Rasulullah saw. juga pernah memperingatkan umatnya untuk jangan mendekati wilayah yang sedang terkena wabah. Sebaliknya, jika sedang berada di tempat yang terkena wabah, mereka dilarang untuk keluar. Beliau bersabda:
إِذَا سَمِعْتُمْ بِالطَّاعُونِ بِأَرْضٍ فَلاَ تَدْخُلُوهَا، وَإِذَا وَقَعَ بِأَرْضٍ وَأَنْتُمْ بِهَا فَلاَ تَخْرُجُوا مِنْهَا
Jika kalian mendengar wabah terjadi di suatu wilayah, janganlah kalian memasuki wilayah itu. Sebaliknya, jika wabah itu terjadi di tempat kalian tinggal, janganlah kalian meninginggalkan tempat itu (HR al-Bukhari).

Selain itu Islam mengharuskan negara untuk mengurus rakyat dan memastikan setiap individu rakyat terpenuhi kebutuhan dasarnya secara layak setiap saat, lebih-lebih pada masa pandemi. Islam mewajibkan negara untuk mengelola semua sumber daya alam yang dimilikinya untuk kesejahteraan rakyat. Ini adalah kunci rahasia bagi terwujudnya kemampuan finansial negara secara memadai. Utamanya untuk pelaksanaan berbagai fungsi pentingnya dalam wabah, yang tentu saja membutuhkan biaya tidak sedikit. Pengelolaan sumber daya alam oleh negara kedudukannya sebagai harta milik umum dan salah satu sumber pembiayaan penanganan wabah berbasis baitulmal yang bersifat mutlak.

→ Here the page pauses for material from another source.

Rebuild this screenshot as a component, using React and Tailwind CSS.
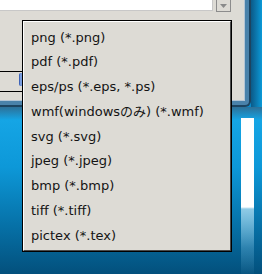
export default function App() {
  const items = [
    "png (*.png)",
    "pdf (*.pdf)",
    "eps/ps (*.eps, *.ps)",
    "wmf(windowsのみ) (*.wmf)",
    "svg (*.svg)",
    "jpeg (*.jpeg)",
    "bmp (*.bmp)",
    "tiff (*.tiff)",
    "pictex (*.tex)",
  ];
  return (
    <div className="relative w-[262px] h-[274px] overflow-hidden flex flex-col bg-[#0a88c8] font-['DejaVu_Sans','Noto_Sans_CJK_JP',sans-serif]">
      {/* top: window + desktop sliver */}
      <div className="flex h-[107px] shrink-0">
        <div className="w-[251px] h-full bg-[#1d4460] pr-[2px] pb-[2px] rounded-br-[6px]">
          <div className="h-full bg-[#4a82aa] pr-[4px] pb-[4px] rounded-br-[4px]">
            <div className="h-full bg-[#dddbd5] border-r border-b border-[#b4c6d6] flex flex-col">
              <div className="flex items-start h-[12px] shrink-0">
                <div className="w-[213px] h-[11px] bg-white border-b border-r border-[#c8c8c8]" />
                <div className="ml-[3px] w-[15px] h-[12px] bg-[#dddbd5] border-l border-r border-b border-[#8c8c8c] flex items-center justify-center">
                  <svg width="7" height="4" viewBox="0 0 7 4">
                    <polygon points="0,0 7,0 3.5,4" fill="#8a8a8a" />
                  </svg>
                </div>
              </div>
              <div className="mt-[59px] w-[60px] h-[21px] border-y border-black flex items-start">
                <div className="ml-[19px] mt-[1px] w-[3px] h-[13px] bg-[#7a9ee0] border-l border-[#3c62b8] rounded-l-[2px]" />
              </div>
            </div>
          </div>
        </div>
        <div className="flex-1 bg-gradient-to-r from-[#0b5a88] to-[#0a9ad8]" />
      </div>
      {/* desktop below */}
      <div className="flex-1 flex justify-end pr-[8px] pt-[11px] bg-[linear-gradient(to_bottom,#2d7098_0px,#15a5e5_13px,#0d98d8_60px,#0670a6_120px,#03507c_167px)]">
        <div className="w-[13px] h-[156px] bg-[linear-gradient(to_bottom,#ffffff_0px,#ffffff_89px,#8fcbe6_91px,rgba(120,190,225,0.35)_130px,rgba(120,190,225,0.05)_156px)]" />
      </div>
      {/* popup menu */}
      <div className="absolute left-[22px] top-[20px] w-[210px] h-[232px] border border-black">
        <div className="h-full bg-[#dddbd5] border border-l-white border-t-white border-r-[#4a4a4a] border-b-[#4a4a4a] flex flex-col pt-[3px]">
          {items.map((t) => (
            <div
              key={t}
              className="h-[24.75px] shrink-0 flex items-center pl-[7px] text-[13px] text-[#141414] whitespace-nowrap"
            >
              {t}
            </div>
          ))}
        </div>
      </div>
    </div>
  );
}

Demikianlah sedikit gambaran ketika syariat Islam diterapkan secara keseluruhan (kaffah) dalam lini kehidupan, yang akan membawa kita pada kehidupan yang sejahtera. Maka hanya dengan Islam yang mengatur kehidupan manusia, rahmatan lil alamin akan terasa di tengah-tengah umat. Wallahu’alam Bisshawab.